My 86 year old father went thru radiation and chemo treatment in the summer of 2012 for cancer of the epiglottis. Although he cancer free at this point, he has two significant issues affecting the quality of his life. First, he still has no desire to eat anything of substance. He says his throat is dry, has no appettite, and things don't taste the same. He continues to drink Ensure (particularly when we are around) and we have tried Megace liquid - which he refuses because of the taste. The second issue is eye sight. He thought he had a cataract, saw the Dr. yesterday and found Optic Nerve damage in ONE eye. Since his blood pressure is low and the pressure in the eye is also normal, I am wondering if this could be an effect of the 33 radiation treatment. They did of course have him in a radiation mask... but wondering if anyone has experienced this? Thanks for your feedback. Jean

hwt's picture
hwt
Posts: 2008
Joined: Jun 2012

Sorry to hear that your Dad had to go through this. I do believe radiation can affect vision but uncertain to what extent. Prior to radiation in 2012, I always wore glasses to drive. Following rads, I actually noticed an improvement in my vision and now only wear the glasses at night to drive. I think I am unique in seeing an improvement. Your Dad's age may play a part in vision changes in addition to the rads. My Mom is 88 and regularly sees a specialist for her vision. She receives occasional shots to help preserve her vision.
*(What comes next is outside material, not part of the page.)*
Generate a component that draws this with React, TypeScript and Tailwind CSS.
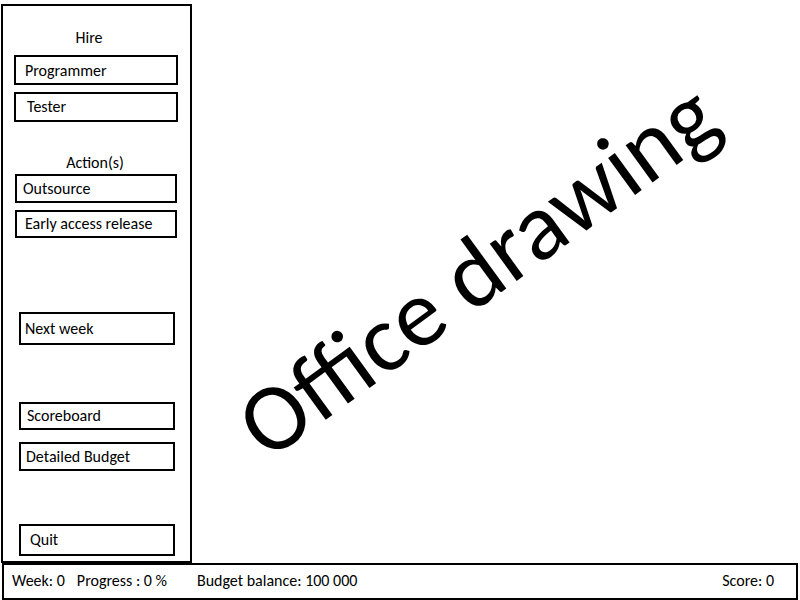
import type { ReactNode } from "react";

function MenuButton({ children, className }: { children: ReactNode; className: string }) {
  return (
    <button type="button" className={`block w-full cursor-pointer border-2 border-black bg-white text-left leading-5 ${className}`}>
      {children}
    </button>
  );
}

function Sidebar() {
  return (
    <nav aria-label="Game menu" className="flex w-[191px] shrink-0 flex-col border-2 border-black pb-[5px]">
      <section className="pt-[22px] pr-3 pl-[11px]">
        <h2 className="pr-3.5 text-center leading-5">Hire</h2>
        <div className="mt-[7px] flex flex-col gap-[7px]">
          <MenuButton className="h-[30px] pt-0.5 pl-[9px]">Programmer</MenuButton>
          <MenuButton className="h-[30px] pl-[11px]">Tester</MenuButton>
        </div>
      </section>
      <section className="pt-[31px] pr-[13px] pl-3">
        <h2 className="pr-0.5 text-center leading-5">Action(s)</h2>
        <div className="mt-px flex flex-col gap-[7px]">
          <MenuButton className="h-[29px] pl-1.5">Outsource</MenuButton>
          <MenuButton className="h-[28px] pl-2">Early access release</MenuButton>
        </div>
      </section>
      <div className="flex flex-1 flex-col pt-[74px] pr-[15px] pl-4">
        <MenuButton className="h-[33px] pl-1">Next week</MenuButton>
        <div className="mt-[57px] mb-[53px] flex flex-col gap-3">
          <MenuButton className="h-[28px] pl-1.5">Scoreboard</MenuButton>
          <MenuButton className="h-[29px] pl-[5px]">Detailed Budget</MenuButton>
        </div>
        <div className="mt-auto">
          <MenuButton className="h-[32px] pl-[9px]">Quit</MenuButton>
        </div>
      </div>
    </nav>
  );
}

export default function App() {
  return (
    <div className="flex min-h-screen flex-col bg-white pt-1 pr-0.5 pl-px font-[Calibri,Carlito,Lato,sans-serif] text-[16px] text-black">
      <div className="flex flex-1">
        <Sidebar />
        <main className="flex min-w-0 flex-1 items-center justify-center overflow-hidden pr-9 pb-7">
          <p className="-rotate-36 text-[96px] leading-none whitespace-nowrap">Office drawing</p>
        </main>
      </div>
      <footer className="ml-px flex h-[37px] items-center border-2 border-black pr-[22px] pb-px pl-2 leading-5">
        <span>Week: 0</span>
        <span className="ml-3">Progress : 0 %</span>
        <span className="ml-[30px]">Budget balance: 100 000</span>
        <span className="ml-auto">Score: 0</span>
      </footer>
    </div>
  );
}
I suggest a specialist to answer your questions and do everything you can for your Dad's vision.

 

longtermsurvivor's picture
longtermsurvivor
Posts: 1836
Joined: Mar 2010

It is really tough at this age.  Your dad is the oldest patient post treatment that has been on this board since I started posting a couple of years ago.  The treatment is really rough, and compounded by age, the long term side-effects are very significant.  Megace also comes in a pill, so if apetite stimulation was the purpose of the treatment, and he can take a small pill, that should satisfy the taste problem  He may have apetite problems due to depression as well.  God only knows its common after these treatments, so if no one has evaluated/treated him for this, it is pretty important.

 

The radiation field for epiglotis cancer is well below the eye and optic nerve.  The mask is only to hold the head stationary.  It doesn't cover anything from rads.  That is done inside the machine.  Any lines or tape they put on the mask is only to zero the targeting beam.  So I am pretty sure his eye problem is due to something else.  What does the opthalmologist think?

No matter how you dice it, the situation is what it is.  He is likely to have to do the best he can with current circumstances.  THe likelyhood is the eye problem won't go away.  But the apetite problem can certainly be worked on.

 

best wishes

 

Pat

Jsass's picture
Jsass
Posts: 5
Joined: Aug 2012

Thanks for all the feedback. Yes we are extremely grateful my father survived the treatment... obviously he more to do in his lifetime, because it was terribly difficult! I didn't realize Megace came in pill form, and will check into this as well as one with an antidepressant depressant quality.

The eye Dr. thought the cause was probably related to a 'bout' of high pressure in his eye, but couldn't say for sure as he always a low blood pressure and the glucoma tests came out normal. Whatever the cause, I know this will not deter him from his favorite activites: reading, fishing, and driving. He is amazing man!

longtermsurvivor's picture
longtermsurvivor
Posts: 1836
Joined: Mar 2010

Eventually others will respond to your post.  Many of us have significant adjusting to do to achieve our best compromise with what we know is "our new norm."  The best we can do is have the problems looked at carefully and professionally.  If they can be improved or fixed, much the better.  If not, we make our best compromise with the disability and carry on.  Easy to say.  Sometimes harder to do.